All of the Westhill girls soccer team’s high hopes of reaching the FCIAC championship game for the first time ever and perhaps even winning a title took a glancing blow during the first three days of the season.
Despite a strong preseason that buoyed their belief, the Vikings opened with consecutive shutout losses to Fairfield Warde and New Canaan.
“I think we were a little overconfident in ourselves,” said Heidi Druehl, the team’s outstanding center back. “We didn’t realize how tough the other teams were going to be. I was a little concerned but I believed in our team.”
So did the Vikings’ coach, Dave Flower, who amid the disappointment saw reasons for optimism.
“They were all kind of down and a little shell-shocked,” Flower said. “But we didn’t play that poorly. Warde they played really well and we had chances to score. The goal was an own-goal. New Canaan we didn’t take a lot of chances.”
Westhill regrouped, made some tactical changes and hasn’t lost since. Tuesday’s 4-0 win over Stamford was the team’s 10th in a row. It has outscored opponents, 32-5, during that streak.
“Ever since those first two games we have really picked things up,” Druehl said. “We started talking more to each other and picked things up. We focused more on playing with intensity.”
The attention on the Vikings has been directed at Druehl and Jess Laszlo, four-year starters who are both headed next year to the University of Connecticut. Druehl is considered one of the state’s best defenders and Laszlo, who had a hat trick against Stamford, one of the most dangerous scorers.
But you don’t win championships in the FCIAC with just two players. Rachel Benz, Ellie Grafstein and Claire Miolene have been mainstays. Zhenna Stewart is a veteran goalkeeper. And Druehl’s sister, Natalie, a sophomore, has stepped into the role at center midfield after moving from the back row.

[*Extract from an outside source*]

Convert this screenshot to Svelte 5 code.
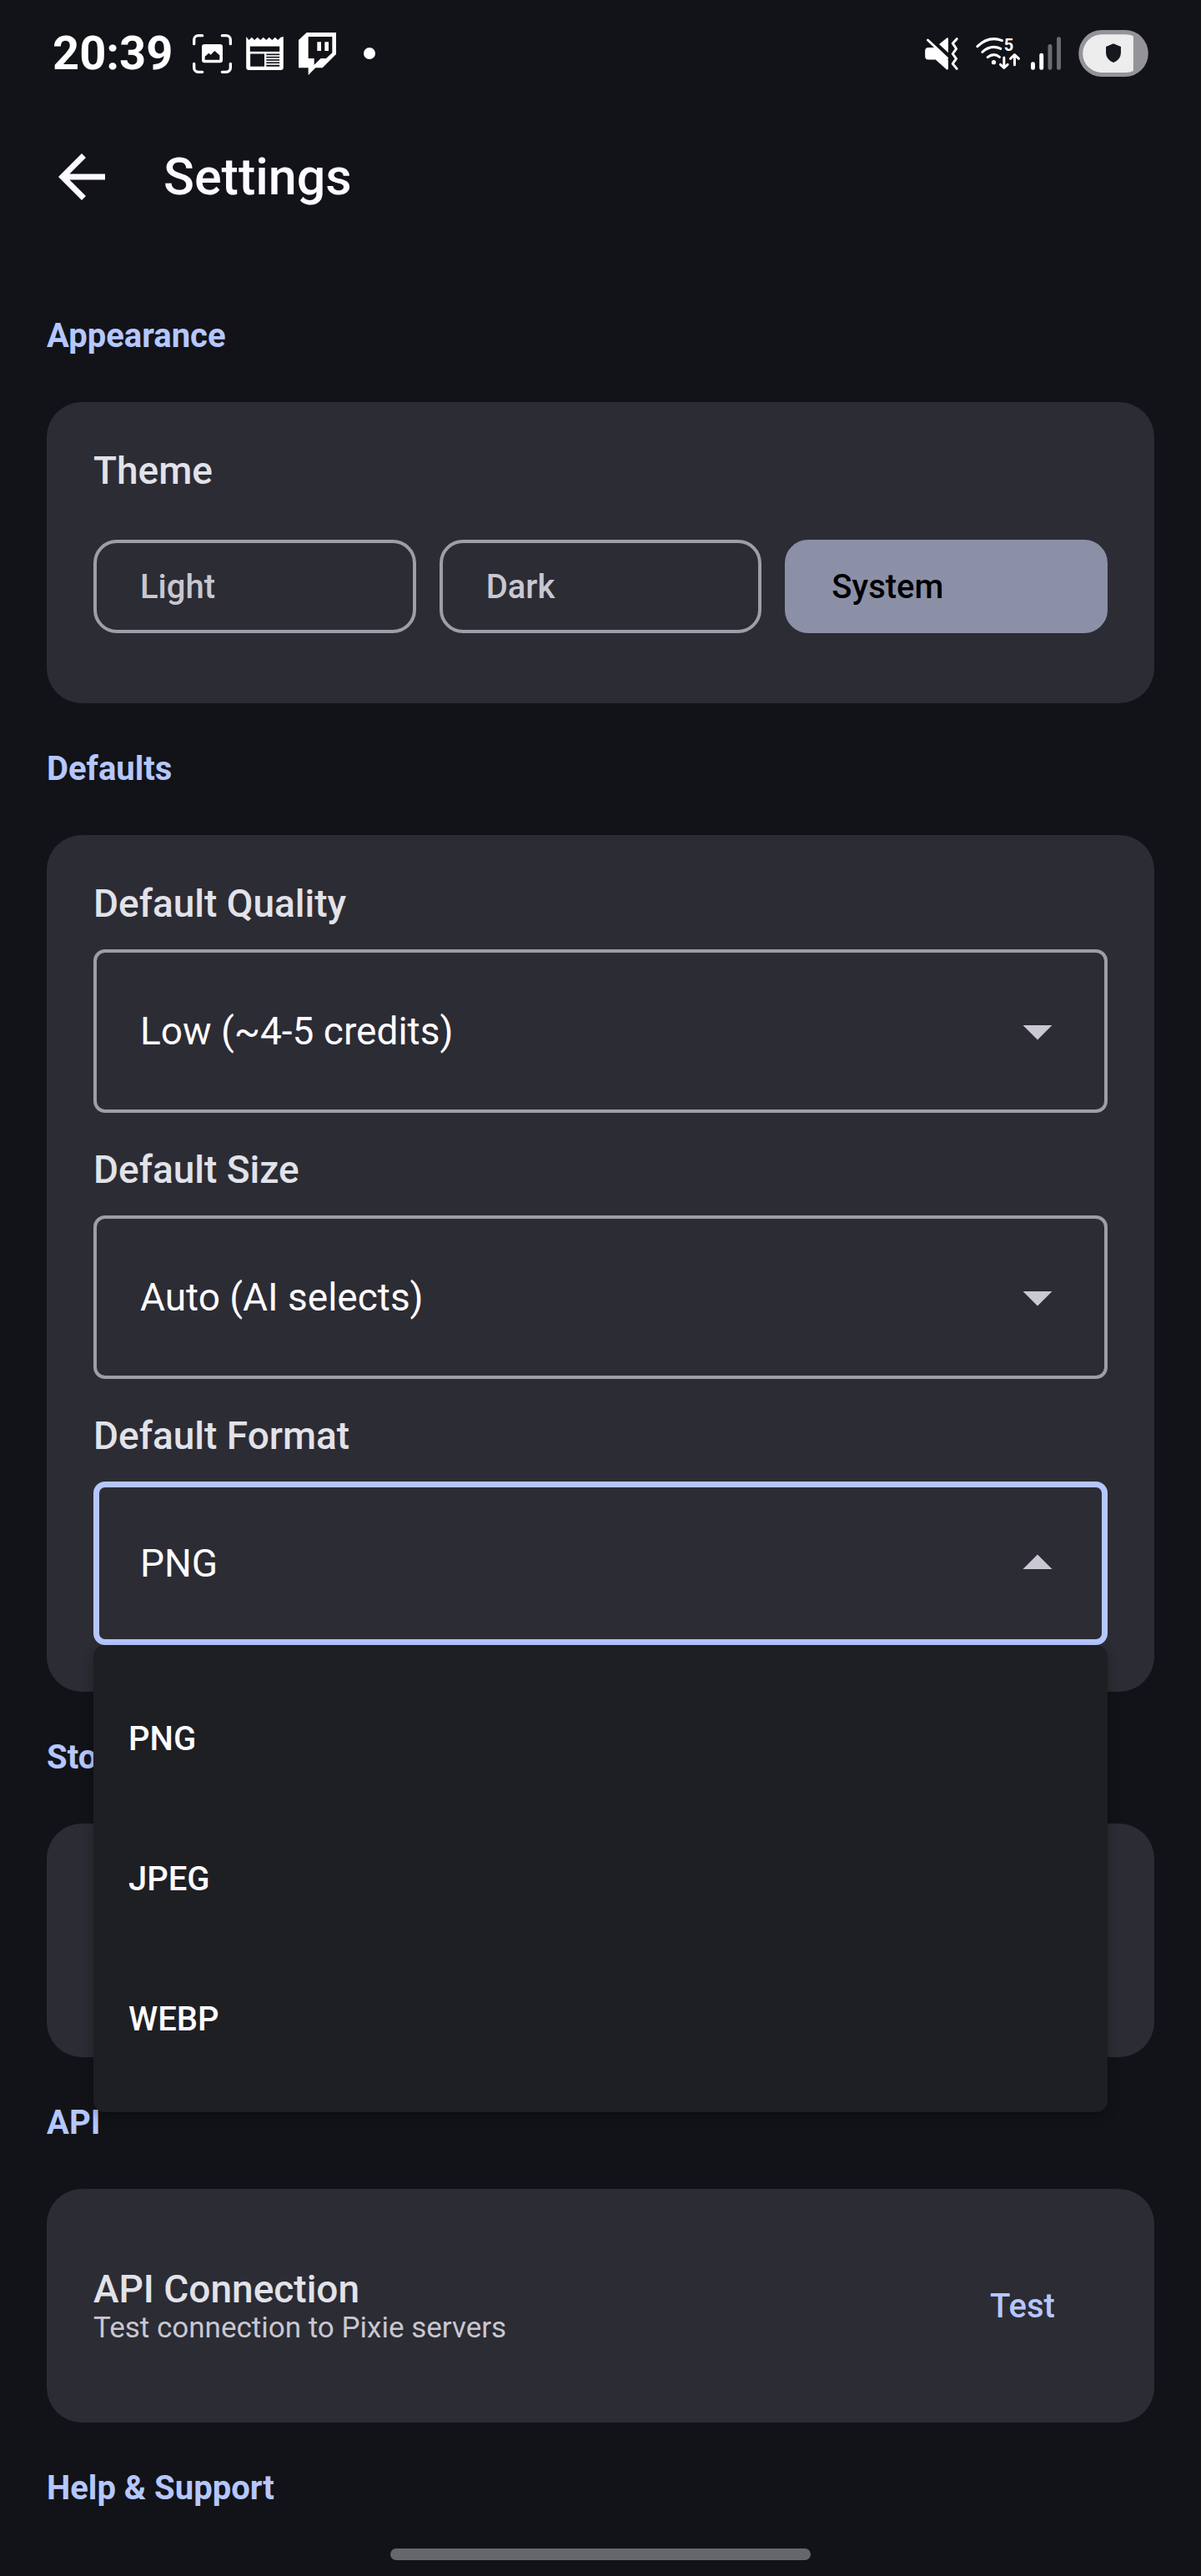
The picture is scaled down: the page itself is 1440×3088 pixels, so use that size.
<script>

  //: Variables

  let theme = 'System';
  let openField = 'format';

  const themes = ['Light', 'Dark', 'System'];

  let fields = [
    {
      id: 'quality',
      label: 'Default Quality',
      value: 'Low (~4-5 credits)',
      options: ['Low (~4-5 credits)']
    },
    {
      id: 'size',
      label: 'Default Size',
      value: 'Auto (AI selects)',
      options: ['Auto (AI selects)']
    },
    {
      id: 'format',
      label: 'Default Format',
      value: 'PNG',
      options: ['PNG', 'JPEG', 'WEBP']
    }
  ];

  //: Functions

  // the native popup is replaced by our own menu
  const toggleMenu = (e, id) => {
    e.preventDefault();
    openField = openField == id ? '' : id;
  }

  const pick = (i, option) => {
    fields[i].value = option;
    openField = '';
  }
</script>

<div class="screen">
  <div class="status">
    <div class="status-left">
      <span class="time">20:39</span>
      <svg class="i-shot" viewBox="0 0 141 141" width="47" height="47">
        <g fill="none" stroke="#fff" stroke-width="10" stroke-linecap="round">
          <path d="M5 35V20A15 15 0 0 1 20 5H35" />
          <path d="M106 5H121A15 15 0 0 1 136 20V35" />
          <path d="M136 106V121A15 15 0 0 1 121 136H106" />
          <path d="M35 136H20A15 15 0 0 1 5 121V106" />
        </g>
        <rect x="33" y="36" width="75" height="67" rx="10" fill="#fff" />
        <path d="M44 92V80L58 68L65 74L79 60L97 76V92Z" fill="#121318" />
      </svg>
      <svg class="i-news" viewBox="0 0 135 121" width="45" height="40">
        <path d="M0 0L10 12L20 2L30 12L41 2L52 12L62 2L73 12L83 2L94 12L105 2L115 12L125 2L135 0V111Q135 121 125 121H10Q0 121 0 111Z" fill="#fff" />
        <g fill="#121318">
          <rect x="14" y="35" width="107" height="19" />
          <rect x="15" y="62" width="51" height="46" />
          <rect x="73" y="62" width="48" height="5" />
          <rect x="73" y="72" width="48" height="5" />
          <rect x="73" y="82" width="48" height="5" />
          <rect x="73" y="92" width="48" height="5" />
          <rect x="73" y="102" width="48" height="6" />
        </g>
      </svg>
      <svg class="i-chat" viewBox="0 0 135 153" width="45" height="51">
        <path fill="#fff" fill-rule="evenodd" d="M29 0H135V78L86 127H61L35 153V127H0V27ZM35 15V93H56V116L80 93H99L121 73V15Z" />
        <path fill="#fff" d="M67 34H81V66H67ZM94 34H108V66H94Z" />
      </svg>
      <span class="dot"></span>
    </div>
    <div class="status-right">
      <svg viewBox="0 0 120 118" width="40" height="39">
        <path fill="#fff" d="M12 36H34L84 82V113Q83 119 77 115L38 80H12Q0 80 0 68V48Q0 36 12 36Z" />
        <path fill="#fff" d="M51 24L78 2Q84 -2 84 5V55Z" />
        <g fill="none" stroke="#fff" stroke-width="9" stroke-linecap="round" stroke-linejoin="round">
          <path d="M10 9L80 75" />
          <path d="M115 5L100 21L111 37L113 41L100 59L113 77L100 95L115 113" />
        </g>
      </svg>
      <svg class="i-wifi" viewBox="0 0 158 114" width="53" height="38">
        <g fill="none" stroke="#fff" stroke-width="9" stroke-linecap="round" stroke-linejoin="round">
          <path d="M5 32Q47 -8 94 11" />
          <path d="M23 52Q54 24 89 40" />
          <path d="M42 71Q64 53 85 70" />
          <path d="M101 72V108M88 97L101 109L114 97" />
          <path d="M139 98V63M124 76L139 62L154 76" />
        </g>
        <circle cx="64" cy="89" r="8" fill="#fff" />
        <text x="101" y="47" class="band">5</text>
      </svg>
      <svg class="i-signal" viewBox="0 0 109 120" width="36" height="40">
        <rect x="0" y="91" width="15" height="29" rx="7" fill="#fff" />
        <rect x="31" y="59" width="15" height="61" rx="7" fill="#fff" />
        <rect x="62" y="27" width="15" height="93" rx="7" fill="#6b6c70" />
        <rect x="94" y="0" width="15" height="120" rx="7" fill="#6b6c70" />
      </svg>
      <svg viewBox="0 0 252 169" width="84" height="56">
        <rect width="252" height="169" rx="84" fill="#949498" />
        <path d="M84 16H170Q186 16 198 22V148Q186 154 170 154H84A69 69 0 0 1 84 16Z" fill="#ededee" />
        <path d="M126 49L153 60V82Q153 106 126 118Q99 106 99 82V60Z" fill="#17181d" />
      </svg>
    </div>
  </div>

  <header>
    <button class="back" aria-label="Back">
      <svg viewBox="0 0 24 24" width="84" height="84">
        <path fill="#fdfbff" d="M20 11H7.83l5.59-5.59L12 4l-8 8 8 8 1.41-1.41L7.83 13H20v-2z" />
      </svg>
    </button>
    <h1>Settings</h1>
  </header>

  <main>
    <h2>Appearance</h2>
    <section class="card appearance">
      <h3>Theme</h3>
      <div class="themes">
        {#each themes as name}
          <button class="{theme==name?'active':''}" aria-pressed={theme==name} on:click={()=>{theme=name}}>
            {name}
          </button>
        {/each}
      </div>
    </section>

    <h2>Defaults</h2>
    <section class="card fields">
      {#each fields as field, i}
        <div class="field">
          <label for={field.id}>{field.label}</label>
          <div class="box">
            <select id={field.id} class="{openField==field.id?'open':''}" bind:value={field.value} on:mousedown={(e)=>{toggleMenu(e, field.id)}}>
              {#each field.options as option}
                <option>{option}</option>
              {/each}
            </select>
            <svg class="arrow" viewBox="0 0 24 24" width="84" height="84">
              <path fill="#cac9d3" d={openField==field.id ? 'M7 14l5-5 5 5z' : 'M7 10l5 5 5-5z'} />
            </svg>
            {#if openField==field.id}
              <div class="menu">
                {#each field.options as option}
                  <button on:click={()=>{pick(i, option)}}>{option}</button>
                {/each}
              </div>
            {/if}
          </div>
        </div>
      {/each}
    </section>

    <h2>Storage</h2>
    <section class="card">
      <div class="row"></div>
    </section>

    <h2>API</h2>
    <section class="card">
      <div class="row">
        <div>
          <h3>API Connection</h3>
          <p>Test connection to Pixie servers</p>
        </div>
        <button class="test">Test</button>
      </div>
    </section>

    <h2>Help &amp; Support</h2>
  </main>

  <div class="gesture"></div>
</div>

<style>
  :global(body) {
    margin: 0;
    background: #121318;
  }
  .screen {
    display: flow-root;
    padding-bottom: 19px;
    background: #121318;
    color: #e2e2e9;
    font-family: Roboto, sans-serif;
  }
  button, select {
    font-family: inherit;
    cursor: pointer;
  }
  h1, h2, h3, p {
    margin: 0;
  }
  svg {
    display: block;
    flex: none;
    overflow: visible;
  }

  /* status bar */
  .status {
    display: flex;
    justify-content: space-between;
    align-items: center;
    height: 128px;
    padding: 0 63px;
  }
  .status-left, .status-right {
    display: flex;
    align-items: center;
  }
  .time {
    color: #fff;
    font-size: 56px;
    line-height: 64px;
    font-weight: 700;
    margin-right: 24px;
  }
  .i-shot {
    margin-right: 17px;
  }
  .i-news {
    margin-right: 18px;
  }
  .i-chat {
    margin-right: 33px;
  }
  .dot {
    width: 14px;
    height: 14px;
    border-radius: 50%;
    background: #fff;
  }
  .i-wifi {
    margin-left: 21px;
    margin-right: 13px;
  }
  .i-signal {
    margin-right: 21px;
  }
  .band {
    fill: #fff;
    font-size: 60px;
    font-weight: 700;
  }

  /* app bar */
  header {
    display: flex;
    align-items: center;
    height: 168px;
    padding: 0 56px;
    gap: 56px;
  }
  .back {
    border: none;
    background: none;
    padding: 0;
  }
  h1 {
    color: #fdfbff;
    font-size: 61px;
    line-height: 76px;
    font-weight: 500;
  }

  /* sections */
  main {
    padding: 28px 56px 0;
  }
  h2 {
    color: #b5c7ff;
    font-size: 40px;
    line-height: 56px;
    font-weight: 700;
    padding: 51px 0;
  }
  h2:last-child {
    padding-bottom: 0;
  }
  .card {
    background: #2c2c34;
    border-radius: 42px;
    padding: 56px;
  }
  h3, label {
    display: block;
    color: #e2e2e9;
    font-size: 46px;
    line-height: 53px;
    font-weight: 500;
  }
  .appearance {
    padding-bottom: 84px;
  }
  .themes {
    display: grid;
    grid-template-columns: repeat(3, 1fr);
    gap: 28px;
    margin-top: 56px;
  }
  .themes button {
    height: 112px;
    padding: 0 52px;
    border: 4px solid #9e9da8;
    border-radius: 28px;
    background: none;
    color: #c8c7d1;
    font-size: 40px;
    font-weight: 500;
    text-align: left;
  }
  .themes button.active {
    background: #8b90a7;
    border-color: #8b90a7;
    color: #000;
  }
  .fields {
    display: flex;
    flex-direction: column;
    gap: 42px;
  }
  .box {
    position: relative;
    margin-top: 28px;
  }
  select {
    display: block;
    appearance: none;
    width: 100%;
    height: 196px;
    padding: 0 126px 0 52px;
    border: 4px solid #9e9da8;
    border-radius: 14px;
    outline: none;
    background: none;
    color: #fdfbff;
    font-size: 46px;
  }
  select.open {
    border: 7px solid #b5c7ff;
    padding-left: 49px;
  }
  .arrow {
    position: absolute;
    top: 56px;
    right: 42px;
    pointer-events: none;
  }
  .menu {
    position: absolute;
    top: 100%;
    left: 0;
    right: 0;
    z-index: 1;
    padding: 28px 0;
    border-radius: 14px;
    background: #1e1f23;
    box-shadow: 0 6px 14px rgba(0, 0, 0, 0.3);
  }
  .menu button {
    display: block;
    width: 100%;
    height: 168px;
    padding: 0 42px;
    border: none;
    background: none;
    color: #fdfbff;
    font-size: 40px;
    font-weight: 500;
    text-align: left;
  }
  .row {
    display: flex;
    justify-content: space-between;
    align-items: center;
    min-height: 168px;
  }
  p {
    color: #c8c7d1;
    font-size: 35px;
    line-height: 40px;
  }
  .test {
    min-width: 204px;
    height: 140px;
    border: none;
    background: none;
    color: #b5c7ff;
    font-size: 40px;
    font-weight: 500;
  }

  /* gesture bar */
  .gesture {
    width: 35%;
    height: 14px;
    margin: 44px auto 0;
    border-radius: 7px;
    background: #66676a;
  }
</style>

“It is helpful that we have kids who played on the varsity for four years,” Flower said. “They understand what needs to be done.”
Two other major reasons for success has been a move with Heidi Druehl and the continued emergence of sophomore Chelsea Domond.
Flower switched Druehl from the right side to the middle, he said, at her suggestion.
“I thought I would have a more central view of the field,” Druehl explained. “I think I can see everything and control everything back there, and help from a vocal point.”
Meanwhile, Domond has taken a lot of the pressure off of Laszlo, who has drawn the steady attention of one or two defenders trying to deny her the ball. Laszlo and Domond have accounted for a majority of the Vikings’ goals, and Laszlo now gets many more touches than in the past.
“I don’t really remember the last time Jess was man-marked,” Flower said. “Chelsea has been phenomenal. If you mark Jess then Chelsea is wide open.”
Westhill has climbed into the fourth spot in the FCIAC standings, but still has something to prove. There are four games left in the regular season, and the final three are against St. Joseph, Ridgefield and Staples, which are currently, respectively, in the first, third and fifth seeding positions.
“The schedule is the schedule and you have to play who is in front of you,” Flower said when asked if he would have preferred not to play so many top teams in succession heading into the playoffs.
Druehl said she and the rest of the Vikings were confident their recent play would continue.
“We have to keep a positive attitude and make sure we have a competitive attitude,” Druehl said. “We really want this.”